The interesting twist is what happens to those fees. In many metaverse projects, transaction fees flow back to a community treasury, where token holders vote on how to spend them — funding new features, liquidity incentives, or creator grants. It's a feedback loop: more activity fuels the treasury, the treasury funds growth, growth drives more activity.
Why Demand Spikes (and Crashes)
Demand for metaverse coins usually tracks a few signals:
- Active user counts on the underlying virtual world
- Land and NFT sales volume on secondary marketplaces
- Brand partnerships — when a major fashion label drops a metaverse collection, the native token often rallies
- Staking yields and emissions that incentivize holding over trading
- Broader crypto market sentiment, especially Bitcoin's direction
Top Projects Leading the Charge
The metaverse coin space has consolidated since 2022, with a handful of projects pulling ahead on user numbers, developer activity, and treasury size. Here are the names that consistently surface in serious discussions.
The Sandbox (SAND)
The Sandbox remains one of the most recognized metaverse ecosystems. SAND powers a voxel-based world where users build, own, and monetize voxel assets. It has landed partnerships with major entertainment brands and continues to host creator competitions that bring in new users. Its LAND NFTs are sold in SAND, making the token a direct gateway into the economy.
Decentraland (MANA)
MANA is the native currency of Decentraland, a 3D virtual world where users buy parcels of land and build anything from art galleries to casinos. Decentraland has hosted real-world events, fashion shows, and music festivals, giving it a credible track record of mainstream crossover moments.
Render (RNDR)
While not a traditional "virtual world," Render powers the GPU rendering infrastructure that makes high-quality metaverse experiences possible. As AI-driven content creation explodes, RNDR's role in decentralizing compute has made it one of the more resilient metaverse-adjacent tokens.

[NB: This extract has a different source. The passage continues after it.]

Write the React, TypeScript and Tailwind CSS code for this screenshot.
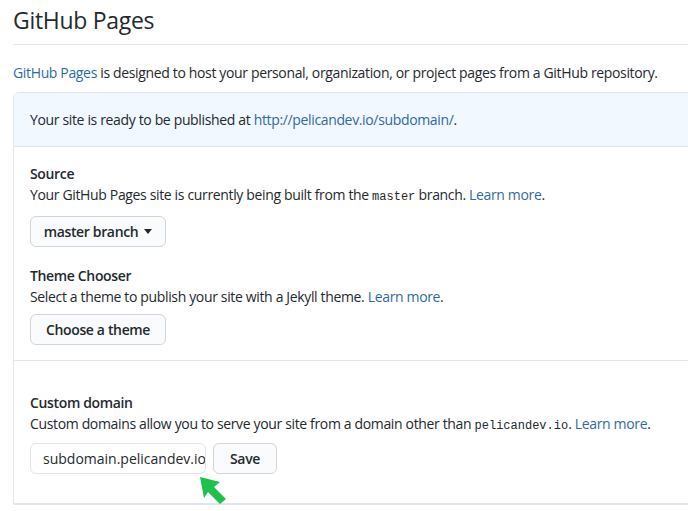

Other Names Worth Watching
- Floki (FLOKI) — runs a metaverse game layer alongside its meme origins
- Enjin Coin (ENJ) — backs the asset standard many metaverse games use
- Axie Infinity (AXS) — pioneered the play-to-earn model still used today
- ApeCoin (APE) — anchors the Otherside metaverse built around the Bored Ape ecosystem
Risks and Rewards of Investing in Metaverse Coins
Let's be honest: the metaverse sector has been brutal in bear markets. Coins that hit all-time highs in late 2021 lost 80–95% of their value during the 2022–2023 crypto winter. Tokens tied to platforms with thin user bases suffered most, while projects with real revenue and active communities held up better.
That said, the survivors are leaner, more product-focused, and less reliant on hype cycles. Daily active users, partnership announcements, and treasury runway are far better indicators today than Twitter follower counts.
The metaverse isn't dead — it's just no longer accepting vibes as a business plan.
Before allocating any capital, check whether the project has shipped product updates in the last quarter, whether its token has a clear utility loop, and whether insiders are buying or quietly dumping. Token unlock schedules can crush a chart for months, so read the tokenomics before you ape in.
Key Takeaways
- Metaverse coins are the native currencies of virtual world platforms, used for land, items, governance, and staking.
- They differ from NFTs — coins are fungible currency; NFTs are unique digital assets bought with those coins.
- The strongest projects combine real user activity, brand partnerships, and healthy treasury management.
- Survivors of the 2022–2023 bear market — SAND, MANA, RNDR, AXS — are now leaner and more product-focused.
- Always review token unlock schedules and on-chain activity before investing, and never size up beyond what you can afford to lose.